Speak slowly! The person who left the voicemail talked so FAST! Now, I can fast-talk with the best of them, and I’m generally a pretty fast listener. But, my goodness, this person gave me a run for my money. It’s imperative to speak slower for voicemails and phone conversations, since cell reception and background noise are much more prevalent during a phone conversation. I know I’m guilty of just tuning out of a voicemail if I have to strain to understand it, so don’t make your recipient work so hard. Also, when leaving the phone number, make sure to pause between the area code and the number, to give your recipient time to write it down.

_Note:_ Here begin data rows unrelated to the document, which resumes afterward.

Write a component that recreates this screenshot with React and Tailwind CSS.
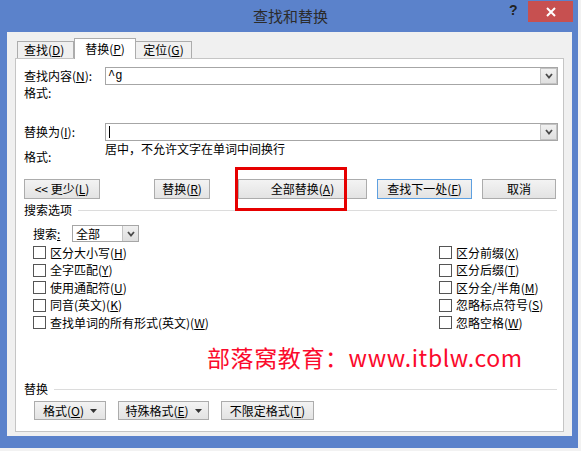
import React from "react";

const U = ({ c }) => <span className="underline underline-offset-[1px]">{c}</span>;

function Chevron() {
  return (
    <svg width="8" height="6" viewBox="0 0 8 6">
      <path d="M1 1 L4 4.5 L7 1" fill="none" stroke="#4a4a4a" strokeWidth="1.8" />
    </svg>
  );
}

function Tri() {
  return (
    <svg width="7" height="4" viewBox="0 0 7 4" className="ml-[6px]">
      <path d="M0 0 L7 0 L3.5 4 Z" fill="#333" />
    </svg>
  );
}

function Btn({ className, focus, children }) {
  return (
    <div
      className={
        "flex items-center justify-center border bg-gradient-to-b from-[#f3f3f3] to-[#e3e3e3] text-black whitespace-nowrap " +
        (focus ? "border-[#5ea0e0] " : "border-[#acacac] ") +
        className
      }
    >
      {children}
    </div>
  );
}

function Cb({ children }) {
  return (
    <div className="h-[17.5px] flex items-center gap-[4px]">
      <div className="w-[13px] h-[13px] border border-[#555] bg-white shrink-0" />
      <span className="whitespace-nowrap">{children}</span>
    </div>
  );
}

function DropBtn() {
  return (
    <div className="w-[17px] h-[16px] border border-[#c3c3c3] bg-gradient-to-b from-[#f0f0f0] to-[#e0e0e0] flex items-center justify-center">
      <Chevron />
    </div>
  );
}

export default function App() {
  return (
    <div className="w-[581px] h-[451px] bg-[#f2f2f2] overflow-hidden font-['SimSun','Noto_Sans_CJK_SC',sans-serif] text-[12px] leading-[14px] text-black">
      <div className="w-[578px] h-[448px] bg-[#5b82cb] flex flex-col">
        {/* title bar */}
        <div className="h-[32px] relative flex items-center justify-center">
          <span className="text-[15px] leading-[20px] text-[#2b2b2b] font-['Noto_Sans_CJK_SC',sans-serif] ml-[3px]">
            查找和替换
          </span>
          <span className="absolute left-[509px] top-[3px] text-[14px] font-bold text-[#222] font-['Liberation_Sans',sans-serif]">
            ?
          </span>
          <div className="absolute left-[528px] top-[1px] w-[45px] h-[21px] bg-[#c75050] flex items-center justify-center">
            <svg width="10" height="10" viewBox="0 0 10 10">
              <path d="M1 1 L9 9 M9 1 L1 9" stroke="#fff" strokeWidth="2" />
            </svg>
          </div>
        </div>
        {/* body */}
        <div className="ml-[7px] mr-[6px] h-[404px] bg-[#f0f0f0] flex flex-col px-[8px]">
          {/* tabs */}
          <div className="h-[26px] flex items-end pl-[2px] relative z-10">
            <div className="w-[57px] h-[17px] border border-b-0 border-[#acacac] bg-[#f0f0f0] flex items-center pl-[6px]">
              查找(<U c="D" />)
            </div>
            <div className="w-[62px] h-[21px] -mb-[1px] border border-b-0 border-[#acacac] bg-white flex items-center justify-center">
              替换(<U c="P" />)
            </div>
            <div className="w-[56px] h-[17px] border border-b-0 border-l-0 border-[#acacac] bg-[#f0f0f0] flex items-center justify-center">
              定位(<U c="G" />)
            </div>
          </div>
          {/* panel */}
          <div className="h-[374px] border border-[#c5c5c5] bg-white relative flex flex-col pl-[8px] pr-[5px] pt-[8px]">
            <div className="h-[18px] flex items-center">
              <div className="w-[81px]">
                查找内容(<U c="N" />):
              </div>
              <div className="flex-1 h-[18px] border border-[#a6a6a6] bg-white flex items-center">
                <span className="pl-[2px] font-['Liberation_Mono',monospace]">^g</span>
                <div className="ml-auto">
                  <DropBtn />
                </div>
              </div>
            </div>
            <div className="h-[16px] flex items-center">格式:</div>
            <div className="mt-[22px] h-[18px] flex items-center">
              <div className="w-[81px]">
                替换为(<U c="I" />):
              </div>
              <div className="flex-1 h-[18px] border border-[#a6a6a6] bg-white flex items-center">
                <div className="ml-[3px] w-px h-[12px] bg-black" />
                <div className="ml-auto">
                  <DropBtn />
                </div>
              </div>
            </div>
            <div className="h-[24px] flex items-start">
              <div className="w-[81px] pt-[9px]">格式:</div>
              <div className="pt-[1px]">居中，不允许文字在单词中间换行</div>
            </div>
            {/* buttons */}
            <div className="mt-[14px] h-[20px] flex">
              <Btn className="w-[76px]">
                &lt;&lt; 更少(<U c="L" />)
              </Btn>
              <Btn className="ml-[54px] w-[56px]">
                替换(<U c="R" />)
              </Btn>
              <Btn className="ml-[28px] w-[129px]">
                全部替换(<U c="A" />)
              </Btn>
              <Btn className="ml-[10px] w-[95px]" focus>
                查找下一处(<U c="F" />)
              </Btn>
              <Btn className="ml-[10px] w-[74px]">取消</Btn>
            </div>
            <div className="mt-[3px] h-[16px] flex items-center pr-[1px]">
              <span>搜索选项</span>
              <div className="flex-1 ml-[6px] h-px bg-[#dcdcdc]" />
            </div>
            <div className="mt-[7px] h-[17px] flex items-center">
              <div className="ml-[9px] w-[39px]">
                搜索<span className="underline">:</span>
              </div>
              <div className="w-[67px] h-[17px] border border-[#a6a6a6] bg-white flex items-center">
                <span className="pl-[3px]">全部</span>
                <div className="ml-auto w-[16px] h-[15px] bg-gradient-to-b from-[#f0f0f0] to-[#dedede] border-l border-[#c3c3c3] flex items-center justify-center">
                  <Chevron />
                </div>
              </div>
            </div>
            <div className="mt-[2px] flex">
              <div className="ml-[9px] w-[406px] flex flex-col">
                <Cb>
                  区分大小写(<U c="H" />)
                </Cb>
                <Cb>
                  全字匹配(<U c="Y" />)
                </Cb>
                <Cb>
                  使用通配符(<U c="U" />)
                </Cb>
                <Cb>
                  同音(英文)(<U c="K" />)
                </Cb>
                <Cb>
                  查找单词的所有形式(英文)(<U c="W" />)
                </Cb>
              </div>
              <div className="flex flex-col">
                <Cb>
                  区分前缀(<U c="X" />)
                </Cb>
                <Cb>
                  区分后缀(<U c="T" />)
                </Cb>
                <Cb>
                  区分全/半角(<U c="M" />)
                </Cb>
                <Cb>
                  忽略标点符号(<U c="S" />)
                </Cb>
                <Cb>
                  忽略空格(<U c="W" />)
                </Cb>
              </div>
            </div>
            <div className="mt-[10px] h-[31px] ml-[183px] text-[23px] leading-[31px] tracking-[0.6px] text-[#fb0a2c] whitespace-nowrap font-['Noto_Sans_CJK_SC',sans-serif]">
              部落窝教育：www.itblw.com
            </div>
            <div className="mt-[8.5px] h-[16px] flex items-center pr-[1px]">
              <span>替换</span>
              <div className="flex-1 ml-[6px] h-px bg-[#dcdcdc]" />
            </div>
            <div className="mt-[4px] h-[19px] flex">
              <Btn className="ml-[10px] w-[72px]">
                格式(<U c="O" />)
                <Tri />
              </Btn>
              <Btn className="ml-[12px] w-[91px]">
                特殊格式(<U c="E" />)
                <Tri />
              </Btn>
              <Btn className="ml-[12px] w-[93px]">
                不限定格式(<U c="T" />)
              </Btn>
            </div>
            {/* red highlight */}
            <div className="absolute left-[219px] top-[108px] w-[112px] h-[44px] border-[3px] border-[#e60000]" />
          </div>
        </div>
      </div>
    </div>
  );
}
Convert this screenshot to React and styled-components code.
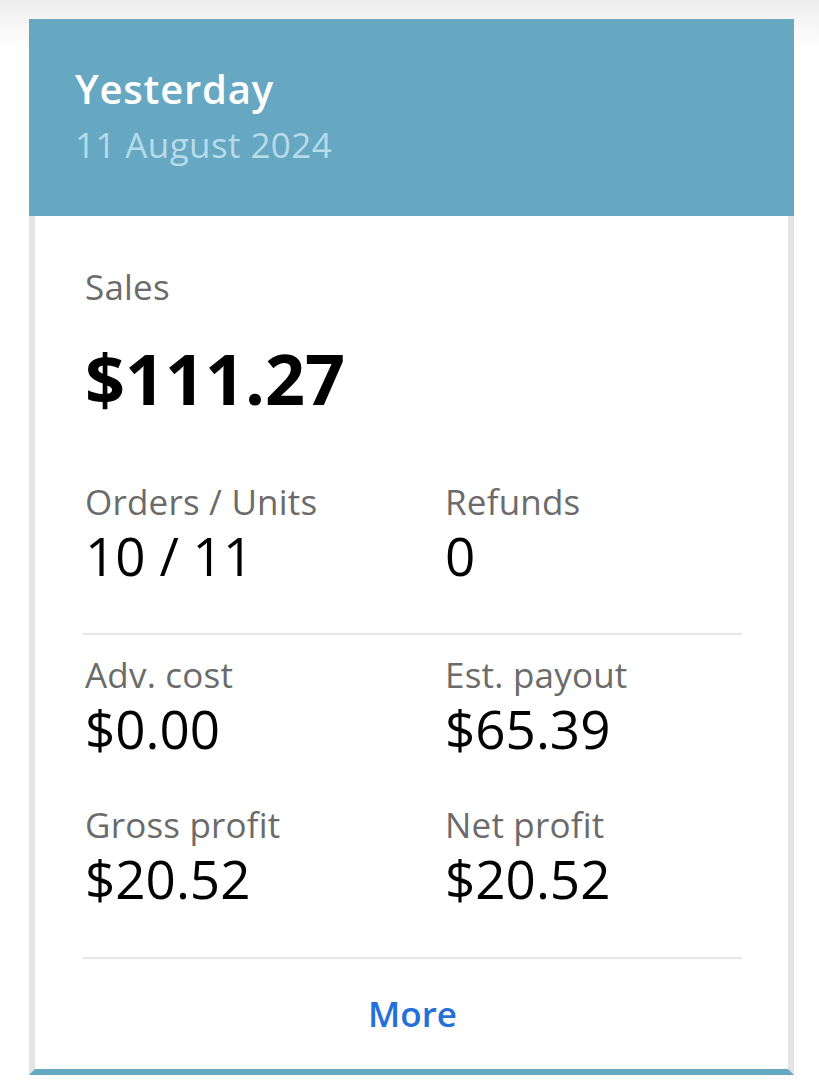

I generally say numbers as follows: (123) PAUSE 456 PAUSE 7890.
Leave contact info. It sounds silly, but there are plenty of people who don’t properly identify themselves or leave their contact information. I’ve gotten messages that state, “Please give me a call. Thanks”. But… wait, how do I call you? These days, people could have a different extension than what the caller ID shows, or their cell phone number might show up as “unavailable” or “unknown”. Don’t assume the caller ID will be sufficient, leave the best number to call, and make sure you state your name and company clearly.
Professional voicemail. If you’re calling on behalf of your company, make sure that your voicemail box is set up and accepting messages for the return phone call from your recipient. Your company voicemail should clearly state your name, and if necessary, give your cell phone number or an alternate contact in case of emergency. I also recommend a professional tone on your personal voicemail, just in case. Similar to the issues with a professional email address, you don’t want clients, customers, or potential employers to think you’re immature or unprofessional due to your voicemail.
After a few listens too many, I managed to write down my contact’s name, number, and company, but I had to work to get it. Make it easy on people, and speak slowly, clearly, and professionally when calling and leaving voicemails.